Berg and Lin (2008) used both the CCR-DEA and the BCC-DEA models with an input orientation to assess the efficiency of water service delivery in Peru. The inputs used were operating costs, number of employees and number of water connections and the outputs used were volume of water billed, number of customers, coverage of service and continuity of service. The purpose of including the outputs 'coverage of service' and 'continuity of service' was to bring the study in line with an already implemented government benchmarking system. Berg and Lin (2008) used the volume of water billed as opposed to the volume of water delivered as a solution to the serious water loss problem (unaccounted for water) in the area. Lastly, the input for the number of water connections was included as an indication of the capital of the assessed DMUs.

Byrnes et al. (2009) performed an efficiency assessment of wastewater utilities located in non-metropolitan areas in New South Wales and Victoria, Australia. Input-oriented CCR-DEA and BCC-DEA models were used to assess the scale and technical efficiencies of the utilities and to determine the influence of managerial factors on the assessed efficiencies. Operating expenditure was used as the input and the total volume of wastewater treated and number of complaints were used as outputs.
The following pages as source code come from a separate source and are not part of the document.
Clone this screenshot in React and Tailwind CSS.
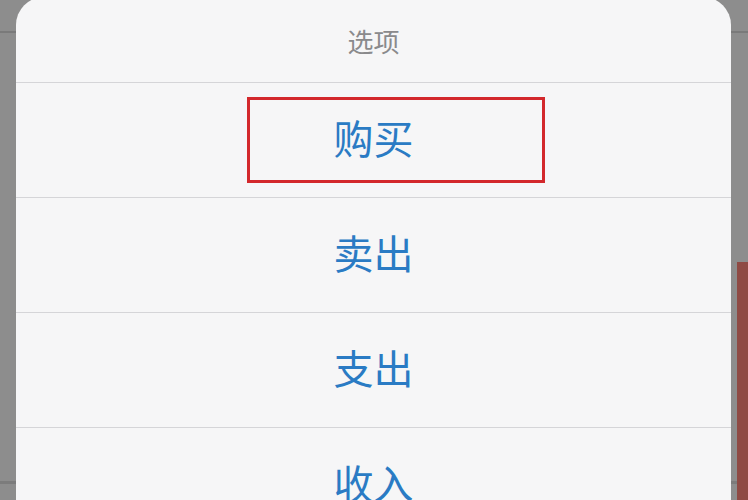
import React from 'react';

const options = ['购买', '卖出', '支出', '收入'];

const App = () => {
  return (
    <div
      className="relative w-[748px] h-[500px] overflow-hidden bg-[#8d8d8d]"
      style={{ fontFamily: '"Noto Sans CJK SC", "Noto Sans", sans-serif' }}
    >
      {/* blurred page behind the sheet */}
      <div className="absolute left-0 top-[31px] w-full h-[2px] bg-[#7a7a7a]" />
      <div className="absolute left-0 top-[481px] w-full h-[3px] bg-[#7c7c7c]" />
      <div className="absolute right-0 top-[262px] w-[11px] h-[238px] bg-[#8f4a44]" />

      {/* action sheet */}
      <div className="relative ml-[16px] -mt-[3px] w-[715px] h-[510px] rounded-t-[28px] bg-[#f6f6f7] flex flex-col">
        <div className="h-[85px] shrink-0 flex items-center justify-center text-[26px] text-[#8a8a8c] pt-[1px]">
          选项
        </div>
        {options.map((label, i) => (
          <div
            key={label}
            className="relative h-[115px] shrink-0 border-t border-[#d5d5d8] flex items-center justify-center pb-[6px]"
          >
            <span className="text-[40px] text-[#2a7bc4]">{label}</span>
            {i === 0 && (
              <div className="absolute left-[231px] top-[14px] w-[298px] h-[86px] border-[3px] border-[#d3282c]" />
            )}
          </div>
        ))}
      </div>
    </div>
  );
};

export default App;
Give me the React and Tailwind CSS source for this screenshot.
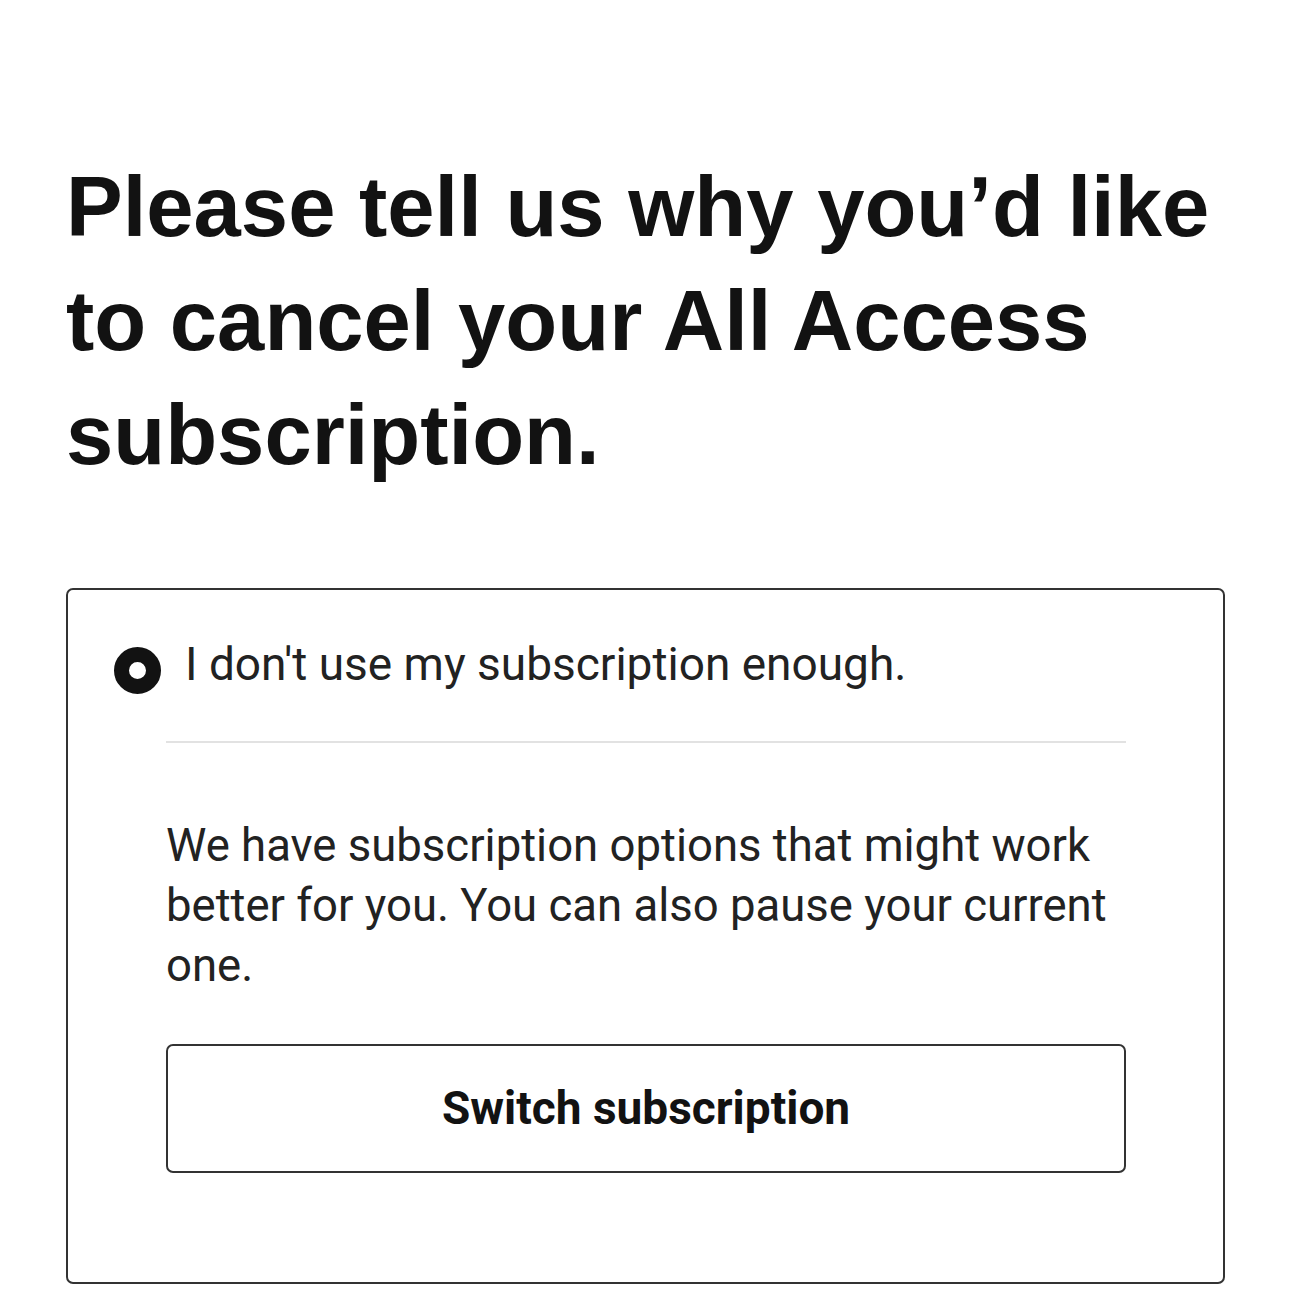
export default function App() {
  return (
    <div className="w-[1290px] h-[1294px] bg-white overflow-hidden" style={{ fontFamily: "Roboto, 'Liberation Sans', sans-serif" }}>
      <div className="pl-[66px] pr-[65px] pt-[150px]">
        <h1 className="text-[85px] leading-[114px] font-bold text-[#121212] font-['Liberation_Sans',Arial,sans-serif]">
          Please tell us why you’d like to cancel your All Access subscription.
        </h1>
        <div className="mt-[96px] border-2 border-[#333] rounded-[7px] h-[696px] pl-[46px] pr-[97px] pt-[42px]">
          <div className="flex items-start gap-[24px]">
            <div className="mt-[15px] w-[47px] h-[47px] rounded-full border-[15px] border-[#121212] shrink-0"></div>
            <span className="text-[46px] text-[#222] leading-[64px]">I don't use my subscription enough.</span>
          </div>
          <div className="ml-[52px]">
            <div className="mt-[45px] h-[2px] bg-[#e2e2e2]"></div>
            <p className="mt-[73px] text-[45.5px] leading-[60px] text-[#222]">
              We have subscription options that might work better for you. You can also pause your current one.
            </p>
            <button className="mt-[48px] w-full h-[129px] border-2 border-[#333] rounded-[7px] text-[46px] font-bold text-[#121212]">
              Switch subscription
            </button>
          </div>
        </div>
      </div>
    </div>
  );
}
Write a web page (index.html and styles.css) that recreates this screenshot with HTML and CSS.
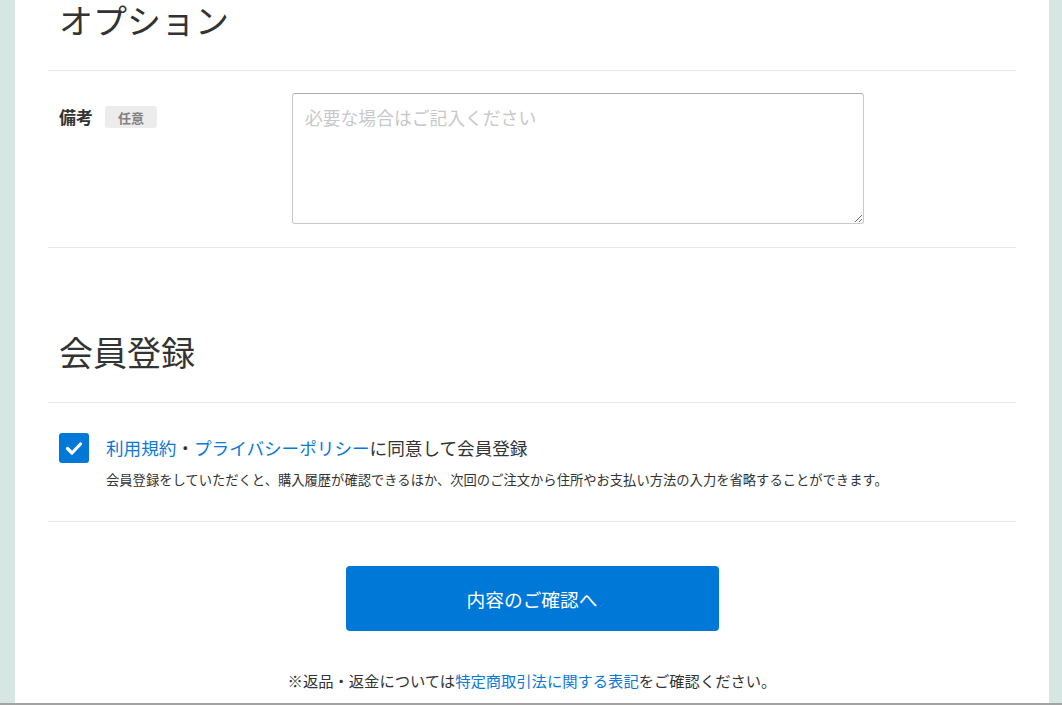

In the second stage of the analysis, Byrnes et al. (2009) used a Tobit mode to determine the variables which contributed to the technical efficiency of the utilities. It was found that the utilities located in Victoria were 22% more efficient than similarly-sized utilities located in New South Wales in terms of pure technical efficiency. Furthermore, Byrnes et al. (2009) found that the (larger) utilities which were governed by skills-based boards tended to have higher technical efficiencies than those which operated within a local government.

De Witte and Marques (2010) performed a cross-country comparison of drinking water services using an input-oriented BCC-DEA model, with the aim to investigate the effect of incentive schemes on the provision of this service. The countries included in the study were the Netherlands, England and Wales, Portugal, Belgium and Australia. De Witte and Marques (2010) use the homogenous smoothed bootstrap method to obtain bias-corrected efficiency estimates for efficiencies of the water service providers in the countries assessed. The inputs used in the study were number of employees and the length of mains. The outputs used were water delivered and number of connections. In the second stage of the assessment, De Witte and Marques (2010) compared the use of censored and truncated Tobit models to the double bootstrap procedure to determine the influence of social, environmental and physical factors on the efficiency results. The results of the analysis showed that benchmark incentive schemes have a positive effect on efficiency.

Thanassoulis (2000a) provided a review of the use of DEA in the regulation of water service providers. The suggestions for input and output variables were based on factors initially identified by the UK Office of Water Services (OFWAT) and are given in Table 1.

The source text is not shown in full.